Dataset extract:
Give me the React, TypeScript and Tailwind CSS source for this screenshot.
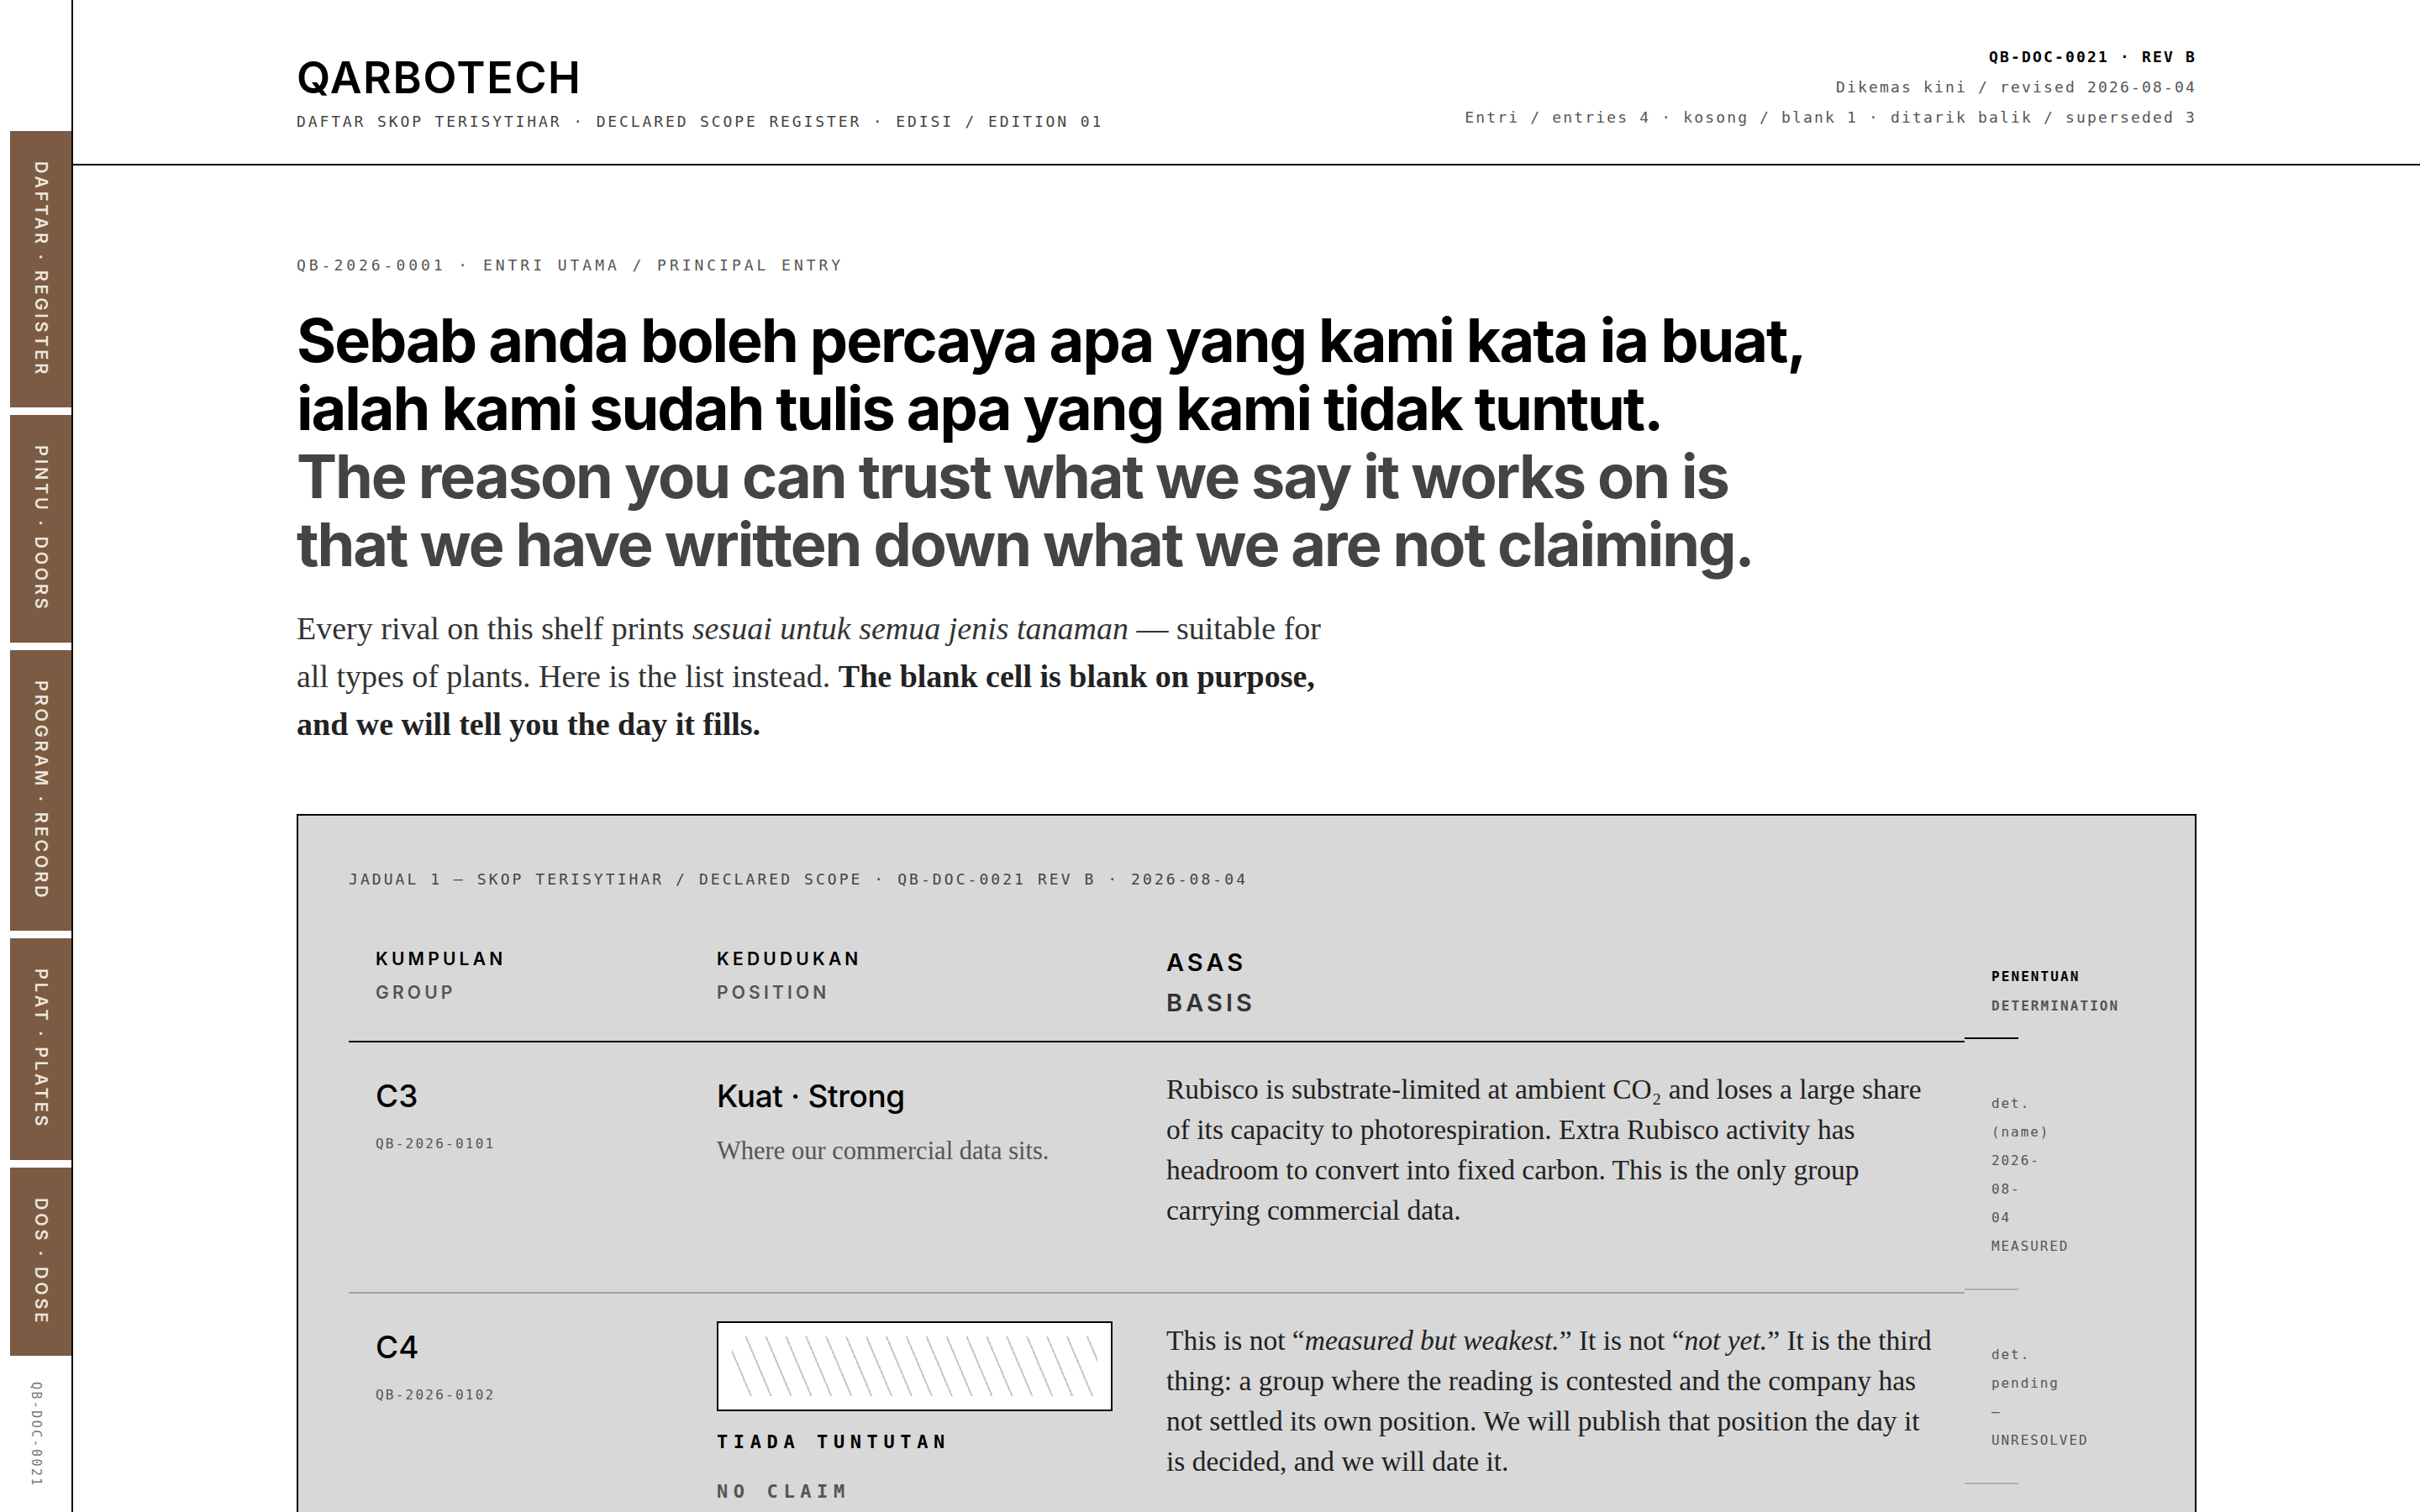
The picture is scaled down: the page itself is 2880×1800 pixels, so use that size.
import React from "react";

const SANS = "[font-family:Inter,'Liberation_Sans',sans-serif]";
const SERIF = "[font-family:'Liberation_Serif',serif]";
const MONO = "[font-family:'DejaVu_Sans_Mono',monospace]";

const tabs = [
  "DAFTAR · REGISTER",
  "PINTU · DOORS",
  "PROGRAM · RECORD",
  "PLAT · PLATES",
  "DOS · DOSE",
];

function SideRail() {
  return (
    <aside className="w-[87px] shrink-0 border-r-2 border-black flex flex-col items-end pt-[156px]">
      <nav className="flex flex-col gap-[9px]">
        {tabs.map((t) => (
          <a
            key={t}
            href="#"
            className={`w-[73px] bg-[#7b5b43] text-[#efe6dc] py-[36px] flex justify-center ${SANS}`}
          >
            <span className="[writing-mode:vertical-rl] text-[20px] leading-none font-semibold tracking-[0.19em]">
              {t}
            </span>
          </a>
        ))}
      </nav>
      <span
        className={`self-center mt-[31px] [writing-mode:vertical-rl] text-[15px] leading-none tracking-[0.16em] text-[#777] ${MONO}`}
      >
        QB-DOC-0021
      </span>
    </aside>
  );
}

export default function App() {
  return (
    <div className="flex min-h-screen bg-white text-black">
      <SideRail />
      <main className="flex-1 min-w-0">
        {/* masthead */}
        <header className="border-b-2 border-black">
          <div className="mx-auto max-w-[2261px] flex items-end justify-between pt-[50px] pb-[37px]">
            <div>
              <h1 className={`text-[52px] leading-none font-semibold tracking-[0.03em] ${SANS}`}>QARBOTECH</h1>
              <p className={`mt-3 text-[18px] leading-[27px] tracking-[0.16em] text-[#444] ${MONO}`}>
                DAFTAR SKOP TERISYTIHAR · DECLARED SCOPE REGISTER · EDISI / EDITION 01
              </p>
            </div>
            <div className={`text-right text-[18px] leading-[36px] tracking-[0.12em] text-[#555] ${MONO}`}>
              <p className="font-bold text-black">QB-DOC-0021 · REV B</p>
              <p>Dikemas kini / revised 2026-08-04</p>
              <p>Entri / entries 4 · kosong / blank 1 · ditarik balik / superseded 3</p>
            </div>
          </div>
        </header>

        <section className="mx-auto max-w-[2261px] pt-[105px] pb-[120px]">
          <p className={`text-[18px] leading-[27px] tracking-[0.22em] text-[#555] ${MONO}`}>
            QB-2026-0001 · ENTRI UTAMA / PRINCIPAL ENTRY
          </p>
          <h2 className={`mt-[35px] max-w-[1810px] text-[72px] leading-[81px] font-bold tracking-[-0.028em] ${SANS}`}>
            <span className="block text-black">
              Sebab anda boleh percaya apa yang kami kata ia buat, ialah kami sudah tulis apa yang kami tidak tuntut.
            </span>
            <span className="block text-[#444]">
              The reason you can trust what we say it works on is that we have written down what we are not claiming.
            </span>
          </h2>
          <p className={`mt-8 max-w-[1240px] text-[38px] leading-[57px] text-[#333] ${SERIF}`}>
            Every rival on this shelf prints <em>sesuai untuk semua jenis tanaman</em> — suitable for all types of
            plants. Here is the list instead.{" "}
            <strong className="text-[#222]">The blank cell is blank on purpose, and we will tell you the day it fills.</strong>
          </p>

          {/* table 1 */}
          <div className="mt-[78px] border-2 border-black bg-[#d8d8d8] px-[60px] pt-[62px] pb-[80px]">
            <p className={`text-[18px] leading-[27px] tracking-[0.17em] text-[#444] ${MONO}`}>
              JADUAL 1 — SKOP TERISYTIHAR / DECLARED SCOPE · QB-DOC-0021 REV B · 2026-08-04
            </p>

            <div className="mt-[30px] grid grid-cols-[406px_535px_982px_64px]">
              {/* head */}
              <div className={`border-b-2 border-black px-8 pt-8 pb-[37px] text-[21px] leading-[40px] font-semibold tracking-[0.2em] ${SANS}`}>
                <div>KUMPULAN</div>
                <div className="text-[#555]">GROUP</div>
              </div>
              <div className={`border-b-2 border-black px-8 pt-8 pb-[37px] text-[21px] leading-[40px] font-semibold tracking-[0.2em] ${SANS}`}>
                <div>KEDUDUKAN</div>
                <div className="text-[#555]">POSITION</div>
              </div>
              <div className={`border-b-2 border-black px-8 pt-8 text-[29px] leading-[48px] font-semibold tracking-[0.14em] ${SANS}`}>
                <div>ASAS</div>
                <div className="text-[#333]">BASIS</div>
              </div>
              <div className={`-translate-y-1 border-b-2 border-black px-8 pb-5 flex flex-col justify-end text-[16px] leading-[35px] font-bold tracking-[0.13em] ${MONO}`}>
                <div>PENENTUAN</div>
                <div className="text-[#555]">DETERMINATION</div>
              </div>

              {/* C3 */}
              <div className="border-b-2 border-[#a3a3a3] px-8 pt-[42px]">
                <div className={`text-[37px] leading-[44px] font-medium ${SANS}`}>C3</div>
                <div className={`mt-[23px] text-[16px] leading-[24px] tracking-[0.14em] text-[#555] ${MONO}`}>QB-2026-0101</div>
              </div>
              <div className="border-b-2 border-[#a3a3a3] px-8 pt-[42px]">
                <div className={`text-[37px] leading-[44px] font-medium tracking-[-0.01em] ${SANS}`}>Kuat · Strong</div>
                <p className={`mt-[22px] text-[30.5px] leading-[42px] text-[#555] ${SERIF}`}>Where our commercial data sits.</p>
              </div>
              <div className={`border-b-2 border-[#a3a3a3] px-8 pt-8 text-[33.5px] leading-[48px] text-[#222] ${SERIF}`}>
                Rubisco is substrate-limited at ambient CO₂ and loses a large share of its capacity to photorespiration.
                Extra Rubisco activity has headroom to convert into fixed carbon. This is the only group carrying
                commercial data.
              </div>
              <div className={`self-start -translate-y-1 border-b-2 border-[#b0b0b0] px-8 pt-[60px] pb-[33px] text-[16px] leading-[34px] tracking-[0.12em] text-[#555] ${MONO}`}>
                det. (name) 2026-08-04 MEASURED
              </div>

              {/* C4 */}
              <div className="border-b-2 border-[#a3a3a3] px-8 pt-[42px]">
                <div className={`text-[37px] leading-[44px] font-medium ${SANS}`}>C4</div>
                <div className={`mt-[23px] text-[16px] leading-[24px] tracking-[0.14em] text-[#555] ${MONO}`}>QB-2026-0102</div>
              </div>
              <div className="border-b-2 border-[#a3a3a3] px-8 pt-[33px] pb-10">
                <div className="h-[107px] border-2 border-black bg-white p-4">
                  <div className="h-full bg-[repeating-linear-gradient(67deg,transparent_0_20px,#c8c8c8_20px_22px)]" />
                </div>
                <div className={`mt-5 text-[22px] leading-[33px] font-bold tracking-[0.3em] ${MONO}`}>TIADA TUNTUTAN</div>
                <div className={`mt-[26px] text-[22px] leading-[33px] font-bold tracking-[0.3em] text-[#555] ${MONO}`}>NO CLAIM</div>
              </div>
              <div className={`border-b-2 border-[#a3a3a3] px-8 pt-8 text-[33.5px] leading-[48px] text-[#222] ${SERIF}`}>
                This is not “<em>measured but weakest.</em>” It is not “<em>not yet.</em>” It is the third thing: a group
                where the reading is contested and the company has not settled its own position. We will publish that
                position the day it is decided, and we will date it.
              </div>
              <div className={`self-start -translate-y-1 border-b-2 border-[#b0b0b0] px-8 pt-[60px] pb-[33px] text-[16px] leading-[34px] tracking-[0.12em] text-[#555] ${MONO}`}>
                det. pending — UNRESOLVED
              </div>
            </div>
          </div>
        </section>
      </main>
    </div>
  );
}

Exercise: Every line should be retyped exactly, with the pictures omitted.

Task answer:
Give me the React, TypeScript and Tailwind CSS source for this screenshot.
The picture is scaled down: the page itself is 2880×1800 pixels, so use that size.
import React from "react";

const SANS = "[font-family:Inter,'Liberation_Sans',sans-serif]";
const SERIF = "[font-family:'Liberation_Serif',serif]";
const MONO = "[font-family:'DejaVu_Sans_Mono',monospace]";

const tabs = [
  "DAFTAR · REGISTER",
  "PINTU · DOORS",
  "PROGRAM · RECORD",
  "PLAT · PLATES",
  "DOS · DOSE",
];

function SideRail() {
  return (
    <aside className="w-[87px] shrink-0 border-r-2 border-black flex flex-col items-end pt-[156px]">
      <nav className="flex flex-col gap-[9px]">
        {tabs.map((t) => (
          <a
            key={t}
            href="#"
            className={`w-[73px] bg-[#7b5b43] text-[#efe6dc] py-[36px] flex justify-center ${SANS}`}
          >
            <span className="[writing-mode:vertical-rl] text-[20px] leading-none font-semibold tracking-[0.19em]">
              {t}
            </span>
          </a>
        ))}
      </nav>
      <span
        className={`self-center mt-[31px] [writing-mode:vertical-rl] text-[15px] leading-none tracking-[0.16em] text-[#777] ${MONO}`}
      >
        QB-DOC-0021
      </span>
    </aside>
  );
}

export default function App() {
  return (
    <div className="flex min-h-screen bg-white text-black">
      <SideRail />
      <main className="flex-1 min-w-0">
        {/* masthead */}
        <header className="border-b-2 border-black">
          <div className="mx-auto max-w-[2261px] flex items-end justify-between pt-[50px] pb-[37px]">
            <div>
              <h1 className={`text-[52px] leading-none font-semibold tracking-[0.03em] ${SANS}`}>QARBOTECH</h1>
              <p className={`mt-3 text-[18px] leading-[27px] tracking-[0.16em] text-[#444] ${MONO}`}>
                DAFTAR SKOP TERISYTIHAR · DECLARED SCOPE REGISTER · EDISI / EDITION 01
              </p>
            </div>
            <div className={`text-right text-[18px] leading-[36px] tracking-[0.12em] text-[#555] ${MONO}`}>
              <p className="font-bold text-black">QB-DOC-0021 · REV B</p>
              <p>Dikemas kini / revised 2026-08-04</p>
              <p>Entri / entries 4 · kosong / blank 1 · ditarik balik / superseded 3</p>
            </div>
          </div>
        </header>

        <section className="mx-auto max-w-[2261px] pt-[105px] pb-[120px]">
          <p className={`text-[18px] leading-[27px] tracking-[0.22em] text-[#555] ${MONO}`}>
            QB-2026-0001 · ENTRI UTAMA / PRINCIPAL ENTRY
          </p>
          <h2 className={`mt-[35px] max-w-[1810px] text-[72px] leading-[81px] font-bold tracking-[-0.028em] ${SANS}`}>
            <span className="block text-black">
              Sebab anda boleh percaya apa yang kami kata ia buat, ialah kami sudah tulis apa yang kami tidak tuntut.
            </span>
            <span className="block text-[#444]">
              The reason you can trust what we say it works on is that we have written down what we are not claiming.
            </span>
          </h2>
          <p className={`mt-8 max-w-[1240px] text-[38px] leading-[57px] text-[#333] ${SERIF}`}>
            Every rival on this shelf prints <em>sesuai untuk semua jenis tanaman</em> — suitable for all types of
            plants. Here is the list instead.{" "}
            <strong className="text-[#222]">The blank cell is blank on purpose, and we will tell you the day it fills.</strong>
          </p>

          {/* table 1 */}
          <div className="mt-[78px] border-2 border-black bg-[#d8d8d8] px-[60px] pt-[62px] pb-[80px]">
            <p className={`text-[18px] leading-[27px] tracking-[0.17em] text-[#444] ${MONO}`}>
              JADUAL 1 — SKOP TERISYTIHAR / DECLARED SCOPE · QB-DOC-0021 REV B · 2026-08-04
            </p>

            <div className="mt-[30px] grid grid-cols-[406px_535px_982px_64px]">
              {/* head */}
              <div className={`border-b-2 border-black px-8 pt-8 pb-[37px] text-[21px] leading-[40px] font-semibold tracking-[0.2em] ${SANS}`}>
                <div>KUMPULAN</div>
                <div className="text-[#555]">GROUP</div>
              </div>
              <div className={`border-b-2 border-black px-8 pt-8 pb-[37px] text-[21px] leading-[40px] font-semibold tracking-[0.2em] ${SANS}`}>
                <div>KEDUDUKAN</div>
                <div className="text-[#555]">POSITION</div>
              </div>
              <div className={`border-b-2 border-black px-8 pt-8 text-[29px] leading-[48px] font-semibold tracking-[0.14em] ${SANS}`}>
                <div>ASAS</div>
                <div className="text-[#333]">BASIS</div>
              </div>
              <div className={`-translate-y-1 border-b-2 border-black px-8 pb-5 flex flex-col justify-end text-[16px] leading-[35px] font-bold tracking-[0.13em] ${MONO}`}>
                <div>PENENTUAN</div>
                <div className="text-[#555]">DETERMINATION</div>
              </div>

              {/* C3 */}
              <div className="border-b-2 border-[#a3a3a3] px-8 pt-[42px]">
                <div className={`text-[37px] leading-[44px] font-medium ${SANS}`}>C3</div>
                <div className={`mt-[23px] text-[16px] leading-[24px] tracking-[0.14em] text-[#555] ${MONO}`}>QB-2026-0101</div>
              </div>
              <div className="border-b-2 border-[#a3a3a3] px-8 pt-[42px]">
                <div className={`text-[37px] leading-[44px] font-medium tracking-[-0.01em] ${SANS}`}>Kuat · Strong</div>
                <p className={`mt-[22px] text-[30.5px] leading-[42px] text-[#555] ${SERIF}`}>Where our commercial data sits.</p>
              </div>
              <div className={`border-b-2 border-[#a3a3a3] px-8 pt-8 text-[33.5px] leading-[48px] text-[#222] ${SERIF}`}>
                Rubisco is substrate-limited at ambient CO₂ and loses a large share of its capacity to photorespiration.
                Extra Rubisco activity has headroom to convert into fixed carbon. This is the only group carrying
                commercial data.
              </div>
              <div className={`self-start -translate-y-1 border-b-2 border-[#b0b0b0] px-8 pt-[60px] pb-[33px] text-[16px] leading-[34px] tracking-[0.12em] text-[#555] ${MONO}`}>
                det. (name) 2026-08-04 MEASURED
              </div>

              {/* C4 */}
              <div className="border-b-2 border-[#a3a3a3] px-8 pt-[42px]">
                <div className={`text-[37px] leading-[44px] font-medium ${SANS}`}>C4</div>
                <div className={`mt-[23px] text-[16px] leading-[24px] tracking-[0.14em] text-[#555] ${MONO}`}>QB-2026-0102</div>
              </div>
              <div className="border-b-2 border-[#a3a3a3] px-8 pt-[33px] pb-10">
                <div className="h-[107px] border-2 border-black bg-white p-4">
                  <div className="h-full bg-[repeating-linear-gradient(67deg,transparent_0_20px,#c8c8c8_20px_22px)]" />
                </div>
                <div className={`mt-5 text-[22px] leading-[33px] font-bold tracking-[0.3em] ${MONO}`}>TIADA TUNTUTAN</div>
                <div className={`mt-[26px] text-[22px] leading-[33px] font-bold tracking-[0.3em] text-[#555] ${MONO}`}>NO CLAIM</div>
              </div>
              <div className={`border-b-2 border-[#a3a3a3] px-8 pt-8 text-[33.5px] leading-[48px] text-[#222] ${SERIF}`}>
                This is not “<em>measured but weakest.</em>” It is not “<em>not yet.</em>” It is the third thing: a group
                where the reading is contested and the company has not settled its own position. We will publish that
                position the day it is decided, and we will date it.
              </div>
              <div className={`self-start -translate-y-1 border-b-2 border-[#b0b0b0] px-8 pt-[60px] pb-[33px] text-[16px] leading-[34px] tracking-[0.12em] text-[#555] ${MONO}`}>
                det. pending — UNRESOLVED
              </div>
            </div>
          </div>
        </section>
      </main>
    </div>
  );
}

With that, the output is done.